Copy each line of the data below exactly, leaving out pictures.

########

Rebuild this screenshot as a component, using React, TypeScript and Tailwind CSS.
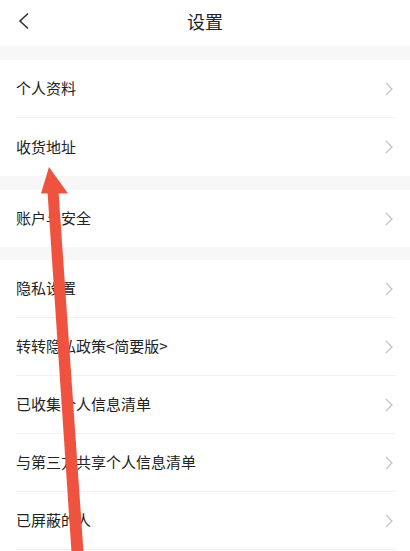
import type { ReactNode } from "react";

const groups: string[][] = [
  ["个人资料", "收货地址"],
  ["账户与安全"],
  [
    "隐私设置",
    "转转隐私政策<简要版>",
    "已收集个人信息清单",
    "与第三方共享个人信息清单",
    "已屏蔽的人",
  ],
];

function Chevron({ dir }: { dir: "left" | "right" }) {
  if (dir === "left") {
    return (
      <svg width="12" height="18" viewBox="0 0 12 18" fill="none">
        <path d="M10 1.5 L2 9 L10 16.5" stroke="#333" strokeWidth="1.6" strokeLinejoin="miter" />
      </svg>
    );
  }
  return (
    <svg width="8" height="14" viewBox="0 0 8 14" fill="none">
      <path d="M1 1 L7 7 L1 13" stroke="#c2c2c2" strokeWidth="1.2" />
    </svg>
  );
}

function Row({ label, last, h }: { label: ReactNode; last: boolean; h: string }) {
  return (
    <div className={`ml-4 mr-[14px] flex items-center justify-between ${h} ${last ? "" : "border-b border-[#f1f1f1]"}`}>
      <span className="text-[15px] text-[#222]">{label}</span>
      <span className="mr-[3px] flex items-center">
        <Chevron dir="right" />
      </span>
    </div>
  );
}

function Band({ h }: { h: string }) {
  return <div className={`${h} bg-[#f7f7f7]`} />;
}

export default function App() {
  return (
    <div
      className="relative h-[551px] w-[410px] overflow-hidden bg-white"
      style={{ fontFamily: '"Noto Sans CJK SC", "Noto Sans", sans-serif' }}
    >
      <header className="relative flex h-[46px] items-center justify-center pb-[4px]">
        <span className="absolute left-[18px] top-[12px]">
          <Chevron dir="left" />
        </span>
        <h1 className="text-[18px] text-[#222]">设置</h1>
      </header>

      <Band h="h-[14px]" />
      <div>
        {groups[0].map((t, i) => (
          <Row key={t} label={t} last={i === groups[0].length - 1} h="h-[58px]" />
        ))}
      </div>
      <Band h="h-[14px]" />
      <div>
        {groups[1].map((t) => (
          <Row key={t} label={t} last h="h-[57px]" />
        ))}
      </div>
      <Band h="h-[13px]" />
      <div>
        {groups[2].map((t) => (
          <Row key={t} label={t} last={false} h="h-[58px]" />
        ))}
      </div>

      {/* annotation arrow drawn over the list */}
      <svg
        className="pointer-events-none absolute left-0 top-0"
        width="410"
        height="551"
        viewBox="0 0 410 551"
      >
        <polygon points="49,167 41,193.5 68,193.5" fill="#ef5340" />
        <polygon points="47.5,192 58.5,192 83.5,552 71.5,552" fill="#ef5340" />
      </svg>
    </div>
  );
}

########

**REPLY**
Rebuild this screenshot as a component, using React, TypeScript and Tailwind CSS.
import type { ReactNode } from "react";

const groups: string[][] = [
  ["个人资料", "收货地址"],
  ["账户与安全"],
  [
    "隐私设置",
    "转转隐私政策<简要版>",
    "已收集个人信息清单",
    "与第三方共享个人信息清单",
    "已屏蔽的人",
  ],
];

function Chevron({ dir }: { dir: "left" | "right" }) {
  if (dir === "left") {
    return (
      <svg width="12" height="18" viewBox="0 0 12 18" fill="none">
        <path d="M10 1.5 L2 9 L10 16.5" stroke="#333" strokeWidth="1.6" strokeLinejoin="miter" />
      </svg>
    );
  }
  return (
    <svg width="8" height="14" viewBox="0 0 8 14" fill="none">
      <path d="M1 1 L7 7 L1 13" stroke="#c2c2c2" strokeWidth="1.2" />
    </svg>
  );
}

function Row({ label, last, h }: { label: ReactNode; last: boolean; h: string }) {
  return (
    <div className={`ml-4 mr-[14px] flex items-center justify-between ${h} ${last ? "" : "border-b border-[#f1f1f1]"}`}>
      <span className="text-[15px] text-[#222]">{label}</span>
      <span className="mr-[3px] flex items-center">
        <Chevron dir="right" />
      </span>
    </div>
  );
}

function Band({ h }: { h: string }) {
  return <div className={`${h} bg-[#f7f7f7]`} />;
}

export default function App() {
  return (
    <div
      className="relative h-[551px] w-[410px] overflow-hidden bg-white"
      style={{ fontFamily: '"Noto Sans CJK SC", "Noto Sans", sans-serif' }}
    >
      <header className="relative flex h-[46px] items-center justify-center pb-[4px]">
        <span className="absolute left-[18px] top-[12px]">
          <Chevron dir="left" />
        </span>
        <h1 className="text-[18px] text-[#222]">设置</h1>
      </header>

      <Band h="h-[14px]" />
      <div>
        {groups[0].map((t, i) => (
          <Row key={t} label={t} last={i === groups[0].length - 1} h="h-[58px]" />
        ))}
      </div>
      <Band h="h-[14px]" />
      <div>
        {groups[1].map((t) => (
          <Row key={t} label={t} last h="h-[57px]" />
        ))}
      </div>
      <Band h="h-[13px]" />
      <div>
        {groups[2].map((t) => (
          <Row key={t} label={t} last={false} h="h-[58px]" />
        ))}
      </div>

      {/* annotation arrow drawn over the list */}
      <svg
        className="pointer-events-none absolute left-0 top-0"
        width="410"
        height="551"
        viewBox="0 0 410 551"
      >
        <polygon points="49,167 41,193.5 68,193.5" fill="#ef5340" />
        <polygon points="47.5,192 58.5,192 83.5,552 71.5,552" fill="#ef5340" />
      </svg>
    </div>
  );
}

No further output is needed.